### Job
Skip all pictures, then print the remaining material exactly.

### Dataset content
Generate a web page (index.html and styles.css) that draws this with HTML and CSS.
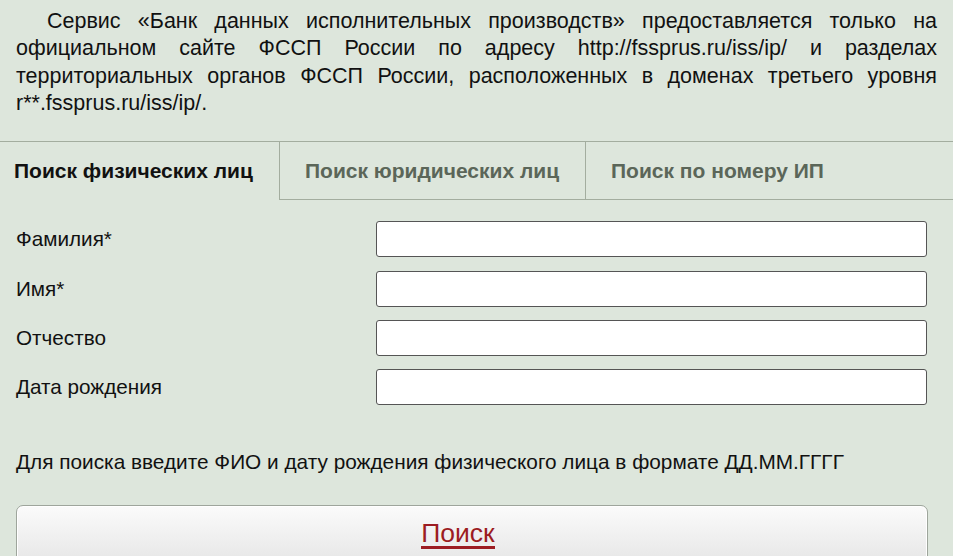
FILE: index.html
```html
<!DOCTYPE html>
<html lang="ru">
<head>
    <meta charset="UTF-8">
    <title>Банк данных исполнительных производств</title>
    <link rel="stylesheet" href="styles.css">
</head>
<body>
<div class="page">
    <p class="intro">Сервис «Банк данных исполнительных производств» предоставляется только на официальном сайте ФССП России по адресу http://fssprus.ru/iss/ip/ и разделах территориальных органов ФССП России, расположенных в доменах третьего уровня r**.fssprus.ru/iss/ip/.</p>

    <div class="tabs">
        <div class="tab active">Поиск физических лиц</div>
        <div class="tab">Поиск юридических лиц</div>
        <div class="tab last">Поиск по номеру ИП</div>
    </div>

    <form class="form" onsubmit="return false">
        <div class="row">
            <label for="lastName">Фамилия*</label>
            <input type="text" id="lastName">
        </div>
        <div class="row">
            <label for="firstName">Имя*</label>
            <input type="text" id="firstName">
        </div>
        <div class="row">
            <label for="middleName">Отчество</label>
            <input type="text" id="middleName">
        </div>
        <div class="row">
            <label for="birthDate">Дата рождения</label>
            <input type="text" id="birthDate">
        </div>

        <div class="hint">Для поиска введите ФИО и дату рождения физического лица в формате ДД.ММ.ГГГГ</div>

        <button class="submit"><span>Поиск</span></button>
    </form>
</div>
</body>
</html>
```

FILE: styles.css
```css
html, body {
    margin: 0;
    padding: 0;
}
body {
    font-family: "Liberation Sans", Arial, sans-serif;
    background-color: #dde6dc;
    color: #111;
    overflow: hidden;
    height: 556px;
}
.page {
    width: 953px;
}
.intro {
    margin: 0;
    padding: 8px 16px 0 16px;
    font-size: 21.5px;
    line-height: 27.3px;
    text-align: justify;
    text-indent: 31px;
}
.tabs {
    display: flex;
    margin-top: 24px;
    border-top: 1px solid #a3ad9f;
    height: 58px;
}
.tab {
    display: flex;
    align-items: center;
    box-sizing: border-box;
    font-size: 21px;
    font-weight: bold;
    color: #5b6659;
    padding: 0 25px;
    border-left: 1px solid #a3ad9f;
    border-bottom: 1px solid #a3ad9f;
    width: 306px;
}
.tab.active {
    color: #111;
    border-left: none;
    border-bottom: none;
    padding: 0 14px;
    width: 279px;
}
.tab.last {
    flex: 1;
}
.form {
    padding: 21px 26px 0 16px;
}
.row {
    display: flex;
    align-items: center;
    height: 36px;
    margin-bottom: 13.4px;
}
.row label {
    width: 360px;
    font-size: 20.7px;
}
.row input {
    flex: 1;
    height: 36px;
    box-sizing: border-box;
    border: 1px solid #555;
    border-radius: 3px;
    background: #fff;
    padding: 0 6px;
    font-size: 18px;
}
.hint {
    margin-top: 45px;
    font-size: 20.8px;
}
.submit {
    display: flex;
    justify-content: center;
    align-items: flex-start;
    width: 912px;
    margin-top: 31px;
    height: 60px;
    border: 1px solid #9ea59c;
    border-radius: 7px;
    background: linear-gradient(#fbfbfb, #e6e6e6);
    box-shadow: inset 0 0 0 1px #fff;
    padding: 14px 28px 0 0;
}
.submit span {
    font-family: "Liberation Sans", Arial, sans-serif;
    font-size: 26.5px;
    color: #9c1c22;
    border-bottom: 3px solid #9c1c22;
    line-height: 26px;
}
```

### Result
Generate a web page (index.html and styles.css) that draws this with HTML and CSS.
FILE: index.html
```html
<!DOCTYPE html>
<html lang="ru">
<head>
    <meta charset="UTF-8">
    <title>Банк данных исполнительных производств</title>
    <link rel="stylesheet" href="styles.css">
</head>
<body>
<div class="page">
    <p class="intro">Сервис «Банк данных исполнительных производств» предоставляется только на официальном сайте ФССП России по адресу http://fssprus.ru/iss/ip/ и разделах территориальных органов ФССП России, расположенных в доменах третьего уровня r**.fssprus.ru/iss/ip/.</p>

    <div class="tabs">
        <div class="tab active">Поиск физических лиц</div>
        <div class="tab">Поиск юридических лиц</div>
        <div class="tab last">Поиск по номеру ИП</div>
    </div>

    <form class="form" onsubmit="return false">
        <div class="row">
            <label for="lastName">Фамилия*</label>
            <input type="text" id="lastName">
        </div>
        <div class="row">
            <label for="firstName">Имя*</label>
            <input type="text" id="firstName">
        </div>
        <div class="row">
            <label for="middleName">Отчество</label>
            <input type="text" id="middleName">
        </div>
        <div class="row">
            <label for="birthDate">Дата рождения</label>
            <input type="text" id="birthDate">
        </div>

        <div class="hint">Для поиска введите ФИО и дату рождения физического лица в формате ДД.ММ.ГГГГ</div>

        <button class="submit"><span>Поиск</span></button>
    </form>
</div>
</body>
</html>
```

FILE: styles.css
```css
html, body {
    margin: 0;
    padding: 0;
}
body {
    font-family: "Liberation Sans", Arial, sans-serif;
    background-color: #dde6dc;
    color: #111;
    overflow: hidden;
    height: 556px;
}
.page {
    width: 953px;
}
.intro {
    margin: 0;
    padding: 8px 16px 0 16px;
    font-size: 21.5px;
    line-height: 27.3px;
    text-align: justify;
    text-indent: 31px;
}
.tabs {
    display: flex;
    margin-top: 24px;
    border-top: 1px solid #a3ad9f;
    height: 58px;
}
.tab {
    display: flex;
    align-items: center;
    box-sizing: border-box;
    font-size: 21px;
    font-weight: bold;
    color: #5b6659;
    padding: 0 25px;
    border-left: 1px solid #a3ad9f;
    border-bottom: 1px solid #a3ad9f;
    width: 306px;
}
.tab.active {
    color: #111;
    border-left: none;
    border-bottom: none;
    padding: 0 14px;
    width: 279px;
}
.tab.last {
    flex: 1;
}
.form {
    padding: 21px 26px 0 16px;
}
.row {
    display: flex;
    align-items: center;
    height: 36px;
    margin-bottom: 13.4px;
}
.row label {
    width: 360px;
    font-size: 20.7px;
}
.row input {
    flex: 1;
    height: 36px;
    box-sizing: border-box;
    border: 1px solid #555;
    border-radius: 3px;
    background: #fff;
    padding: 0 6px;
    font-size: 18px;
}
.hint {
    margin-top: 45px;
    font-size: 20.8px;
}
.submit {
    display: flex;
    justify-content: center;
    align-items: flex-start;
    width: 912px;
    margin-top: 31px;
    height: 60px;
    border: 1px solid #9ea59c;
    border-radius: 7px;
    background: linear-gradient(#fbfbfb, #e6e6e6);
    box-shadow: inset 0 0 0 1px #fff;
    padding: 14px 28px 0 0;
}
.submit span {
    font-family: "Liberation Sans", Arial, sans-serif;
    font-size: 26.5px;
    color: #9c1c22;
    border-bottom: 3px solid #9c1c22;
    line-height: 26px;
}
```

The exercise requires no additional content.